Write out the whole listing again, exactly.
►
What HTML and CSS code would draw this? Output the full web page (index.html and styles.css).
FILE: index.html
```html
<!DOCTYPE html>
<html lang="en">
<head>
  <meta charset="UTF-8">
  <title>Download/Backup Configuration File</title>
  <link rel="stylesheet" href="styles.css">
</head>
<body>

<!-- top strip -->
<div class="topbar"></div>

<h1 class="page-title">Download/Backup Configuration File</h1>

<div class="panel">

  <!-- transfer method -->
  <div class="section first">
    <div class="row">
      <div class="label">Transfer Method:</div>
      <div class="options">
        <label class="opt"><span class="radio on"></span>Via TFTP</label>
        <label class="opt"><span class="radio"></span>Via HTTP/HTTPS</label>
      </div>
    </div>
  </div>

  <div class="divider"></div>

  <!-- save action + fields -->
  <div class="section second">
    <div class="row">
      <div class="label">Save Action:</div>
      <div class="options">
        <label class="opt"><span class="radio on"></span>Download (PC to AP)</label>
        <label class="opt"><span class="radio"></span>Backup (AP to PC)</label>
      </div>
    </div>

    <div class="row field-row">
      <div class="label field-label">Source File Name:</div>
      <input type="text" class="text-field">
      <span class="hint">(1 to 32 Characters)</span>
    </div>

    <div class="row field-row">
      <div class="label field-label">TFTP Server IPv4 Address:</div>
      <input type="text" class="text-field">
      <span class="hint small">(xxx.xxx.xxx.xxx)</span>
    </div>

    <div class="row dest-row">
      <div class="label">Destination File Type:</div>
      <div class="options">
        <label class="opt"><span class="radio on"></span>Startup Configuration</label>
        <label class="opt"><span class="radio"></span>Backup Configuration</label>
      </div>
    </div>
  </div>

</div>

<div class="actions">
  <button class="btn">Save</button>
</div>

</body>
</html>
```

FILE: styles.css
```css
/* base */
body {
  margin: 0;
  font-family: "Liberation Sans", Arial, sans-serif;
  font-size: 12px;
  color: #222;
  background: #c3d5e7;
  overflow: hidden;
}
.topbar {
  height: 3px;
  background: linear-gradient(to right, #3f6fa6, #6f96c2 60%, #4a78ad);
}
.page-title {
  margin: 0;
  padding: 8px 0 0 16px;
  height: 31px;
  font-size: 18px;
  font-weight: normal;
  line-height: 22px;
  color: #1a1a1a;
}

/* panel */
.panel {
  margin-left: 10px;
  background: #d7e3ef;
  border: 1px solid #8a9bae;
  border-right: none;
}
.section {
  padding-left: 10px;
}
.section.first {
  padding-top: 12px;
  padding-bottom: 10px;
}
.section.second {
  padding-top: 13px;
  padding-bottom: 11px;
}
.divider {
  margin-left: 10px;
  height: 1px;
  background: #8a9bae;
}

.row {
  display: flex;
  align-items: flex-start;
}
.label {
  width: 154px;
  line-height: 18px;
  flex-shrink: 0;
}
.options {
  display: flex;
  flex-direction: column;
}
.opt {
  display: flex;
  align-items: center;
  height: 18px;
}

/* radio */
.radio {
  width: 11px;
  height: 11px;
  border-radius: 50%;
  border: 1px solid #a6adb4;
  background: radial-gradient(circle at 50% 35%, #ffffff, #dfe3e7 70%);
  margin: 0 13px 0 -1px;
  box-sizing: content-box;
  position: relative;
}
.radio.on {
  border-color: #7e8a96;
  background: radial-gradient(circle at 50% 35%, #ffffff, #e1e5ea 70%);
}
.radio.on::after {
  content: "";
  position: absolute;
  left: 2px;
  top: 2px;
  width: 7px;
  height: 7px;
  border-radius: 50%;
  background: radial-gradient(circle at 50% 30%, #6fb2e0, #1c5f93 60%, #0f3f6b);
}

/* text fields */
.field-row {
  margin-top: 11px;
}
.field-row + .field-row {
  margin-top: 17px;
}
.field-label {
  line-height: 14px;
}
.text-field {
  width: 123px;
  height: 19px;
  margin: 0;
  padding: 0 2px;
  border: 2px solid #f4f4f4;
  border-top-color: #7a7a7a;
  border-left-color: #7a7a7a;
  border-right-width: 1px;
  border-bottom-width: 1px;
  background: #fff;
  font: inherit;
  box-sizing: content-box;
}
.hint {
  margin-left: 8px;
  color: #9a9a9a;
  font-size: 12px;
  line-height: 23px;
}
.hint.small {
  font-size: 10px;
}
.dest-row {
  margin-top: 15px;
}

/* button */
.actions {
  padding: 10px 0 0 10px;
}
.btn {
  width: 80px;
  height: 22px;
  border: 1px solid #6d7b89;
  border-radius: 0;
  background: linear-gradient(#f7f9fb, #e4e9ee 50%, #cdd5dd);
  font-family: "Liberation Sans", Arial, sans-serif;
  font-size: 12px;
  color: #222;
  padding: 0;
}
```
◄
Written answer:
What HTML and CSS code would draw this? Output the full web page (index.html and styles.css).
FILE: index.html
```html
<!DOCTYPE html>
<html lang="en">
<head>
  <meta charset="UTF-8">
  <title>Download/Backup Configuration File</title>
  <link rel="stylesheet" href="styles.css">
</head>
<body>

<!-- top strip -->
<div class="topbar"></div>

<h1 class="page-title">Download/Backup Configuration File</h1>

<div class="panel">

  <!-- transfer method -->
  <div class="section first">
    <div class="row">
      <div class="label">Transfer Method:</div>
      <div class="options">
        <label class="opt"><span class="radio on"></span>Via TFTP</label>
        <label class="opt"><span class="radio"></span>Via HTTP/HTTPS</label>
      </div>
    </div>
  </div>

  <div class="divider"></div>

  <!-- save action + fields -->
  <div class="section second">
    <div class="row">
      <div class="label">Save Action:</div>
      <div class="options">
        <label class="opt"><span class="radio on"></span>Download (PC to AP)</label>
        <label class="opt"><span class="radio"></span>Backup (AP to PC)</label>
      </div>
    </div>

    <div class="row field-row">
      <div class="label field-label">Source File Name:</div>
      <input type="text" class="text-field">
      <span class="hint">(1 to 32 Characters)</span>
    </div>

    <div class="row field-row">
      <div class="label field-label">TFTP Server IPv4 Address:</div>
      <input type="text" class="text-field">
      <span class="hint small">(xxx.xxx.xxx.xxx)</span>
    </div>

    <div class="row dest-row">
      <div class="label">Destination File Type:</div>
      <div class="options">
        <label class="opt"><span class="radio on"></span>Startup Configuration</label>
        <label class="opt"><span class="radio"></span>Backup Configuration</label>
      </div>
    </div>
  </div>

</div>

<div class="actions">
  <button class="btn">Save</button>
</div>

</body>
</html>
```

FILE: styles.css
```css
/* base */
body {
  margin: 0;
  font-family: "Liberation Sans", Arial, sans-serif;
  font-size: 12px;
  color: #222;
  background: #c3d5e7;
  overflow: hidden;
}
.topbar {
  height: 3px;
  background: linear-gradient(to right, #3f6fa6, #6f96c2 60%, #4a78ad);
}
.page-title {
  margin: 0;
  padding: 8px 0 0 16px;
  height: 31px;
  font-size: 18px;
  font-weight: normal;
  line-height: 22px;
  color: #1a1a1a;
}

/* panel */
.panel {
  margin-left: 10px;
  background: #d7e3ef;
  border: 1px solid #8a9bae;
  border-right: none;
}
.section {
  padding-left: 10px;
}
.section.first {
  padding-top: 12px;
  padding-bottom: 10px;
}
.section.second {
  padding-top: 13px;
  padding-bottom: 11px;
}
.divider {
  margin-left: 10px;
  height: 1px;
  background: #8a9bae;
}

.row {
  display: flex;
  align-items: flex-start;
}
.label {
  width: 154px;
  line-height: 18px;
  flex-shrink: 0;
}
.options {
  display: flex;
  flex-direction: column;
}
.opt {
  display: flex;
  align-items: center;
  height: 18px;
}

/* radio */
.radio {
  width: 11px;
  height: 11px;
  border-radius: 50%;
  border: 1px solid #a6adb4;
  background: radial-gradient(circle at 50% 35%, #ffffff, #dfe3e7 70%);
  margin: 0 13px 0 -1px;
  box-sizing: content-box;
  position: relative;
}
.radio.on {
  border-color: #7e8a96;
  background: radial-gradient(circle at 50% 35%, #ffffff, #e1e5ea 70%);
}
.radio.on::after {
  content: "";
  position: absolute;
  left: 2px;
  top: 2px;
  width: 7px;
  height: 7px;
  border-radius: 50%;
  background: radial-gradient(circle at 50% 30%, #6fb2e0, #1c5f93 60%, #0f3f6b);
}

/* text fields */
.field-row {
  margin-top: 11px;
}
.field-row + .field-row {
  margin-top: 17px;
}
.field-label {
  line-height: 14px;
}
.text-field {
  width: 123px;
  height: 19px;
  margin: 0;
  padding: 0 2px;
  border: 2px solid #f4f4f4;
  border-top-color: #7a7a7a;
  border-left-color: #7a7a7a;
  border-right-width: 1px;
  border-bottom-width: 1px;
  background: #fff;
  font: inherit;
  box-sizing: content-box;
}
.hint {
  margin-left: 8px;
  color: #9a9a9a;
  font-size: 12px;
  line-height: 23px;
}
.hint.small {
  font-size: 10px;
}
.dest-row {
  margin-top: 15px;
}

/* button */
.actions {
  padding: 10px 0 0 10px;
}
.btn {
  width: 80px;
  height: 22px;
  border: 1px solid #6d7b89;
  border-radius: 0;
  background: linear-gradient(#f7f9fb, #e4e9ee 50%, #cdd5dd);
  font-family: "Liberation Sans", Arial, sans-serif;
  font-size: 12px;
  color: #222;
  padding: 0;
}
```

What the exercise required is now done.